Je ne suis pas devenue CC par nécessité, par manque de ressources ou pour suivre un courant qui semble être devenu une mode pour certains. Je suis une CC dans l’âme. À l’adolescence, je m’intéressais déjà à la disparition de la forêt amazonienne. J’ai aussi été bénévole pour Greenpeace. Mon métier est l’ébénisterie et, après avoir travaillé dans ce domaine pendant 10 ans, notamment pour Bombardier, j’ai choisi de me consacrer à ma famille, tout en contribuant à changer le monde à ma mesure par les connaissances que j’acquiers et transmets, et surtout par mon mode de vie. Cela semble un vaste programme, mais si chacun de nous s’y mettait, juste un peu plus, nous pourrions retarder ce point de non-retour annoncé, qui est plus proche que nous le croyons. Nous ne pouvons plus rester passifs et insensibles.
Comment vis-tu cela au quotidien ?
Je me forme aux modes de vie presque oubliés, par exemple, la transformation de la laine, depuis la tonte jusqu’au produit fini, notamment le filage et la teinture naturelle. J’ai suivi une formation en forêt nourricière et je m’initie à l’herboristerie de façon autodidacte. Je tisse, fais du crochet, fabrique mon pain, mon kombucha (thé sucré et fermenté), mon lessi (eau de lessive fabriquée avec une solution de cendre), mon savon, mes crèmes et je prends soin de notre potager et de nos poules. J’utilise évidemment des couches réutilisables pour mon bébé. Je fabrique aussi des vêtements, des souliers, des bijoux et des sculptures. Je gagne ma vie avec mes ateliers (savonnerie, tricot, montage de métier à tisser, filage au fuseau), la vente de ce que je fabrique et la gestion d’une petite garderie alternative.
Malgré toutes mes activités, je prends le temps de faire chaque chose sans courir, sans stress inutile. Je fais cela depuis bien longtemps, mais j’ai mieux compris pourquoi en lisant le livre de Carl Honore « Éloge de la lenteur ». L’auteur nous fait réfléchir sur cette tendance généralisée à sacrifier la qualité de notre vie quotidienne afin d’abattre le plus de tâches possibles et d’être performants partout : au travail, avec notre famille, nos amis, et même dans nos loisirs. Il propose de rééquilibrer la rapidité et la lenteur afin de rendre notre existence… plus riche.
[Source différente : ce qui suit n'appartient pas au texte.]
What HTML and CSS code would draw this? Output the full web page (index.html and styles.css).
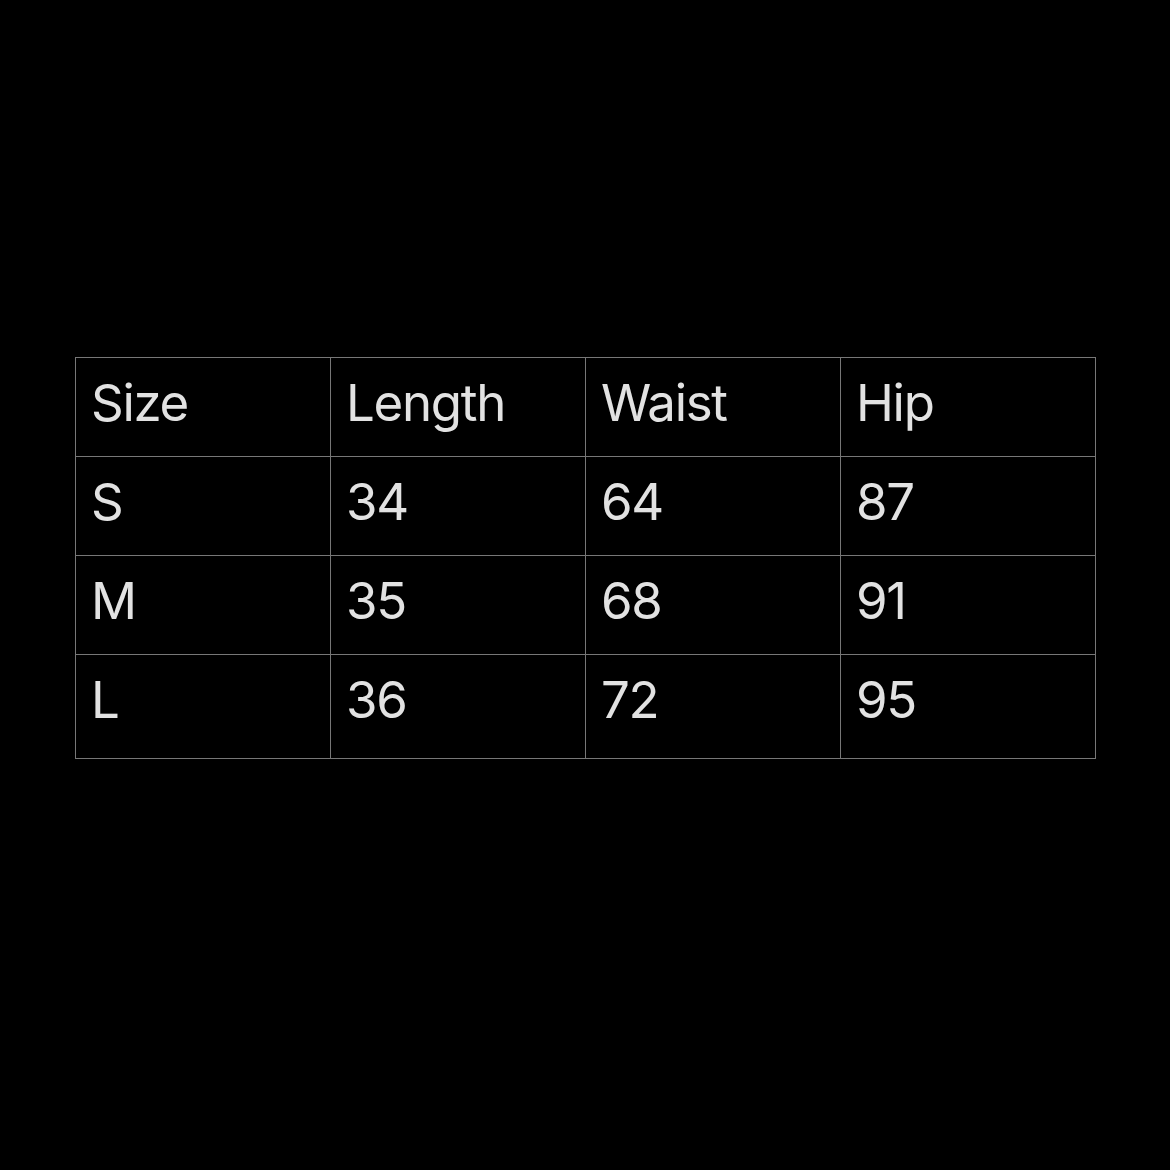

En dehors de chez moi, je cherche à faire changer les choses par le projet des Incroyables Comestibles et de la Transition, même si, dans ma municipalité, Sainte-Sophie de Lacorne, toute tentative dans ce sens est sabordée.
De quoi s’agit-il ?
L’objectif du mouvement des Incroyables Comestibles (IC) est de créer l’abondance dans nos communautés, en cultivant des légumes partout où cela est possible et en invitant les gens à les entretenir et à les partager gratuitement. Au Québec, au moins 20 villes et villages adhèrent à ce mouvement, notamment Rimouski, Trois-Rivières, Val-David, Montréal, Saint-Élie-de-Caxton, Saint-Jérôme, Salaberry-de-Valleyfield, Victoriaville, Drummondville. Les IC s’inscrivent dans le mouvement mondial de la Transition qui ne cesse de prendre de l’ampleur. Ce mouvement rassemble des citoyens qui veulent agir localement pour répondre aux défis majeurs de notre époque, notamment le pic pétrolier, les changements climatiques, l’érosion de la biodiversité, ainsi que les crises économiques, financières et sociales systémiques. Ces citoyens favorisent une culture de solidarité qui prend soin de l’individu, du groupe et de la nature. Ils se réapproprient l’économie, stimulent l’entrepreneuriat, imaginent de nouvelles façons d’organiser le travail, acquièrent de nouvelles compétences et créent des liens de solidarité et de soutien.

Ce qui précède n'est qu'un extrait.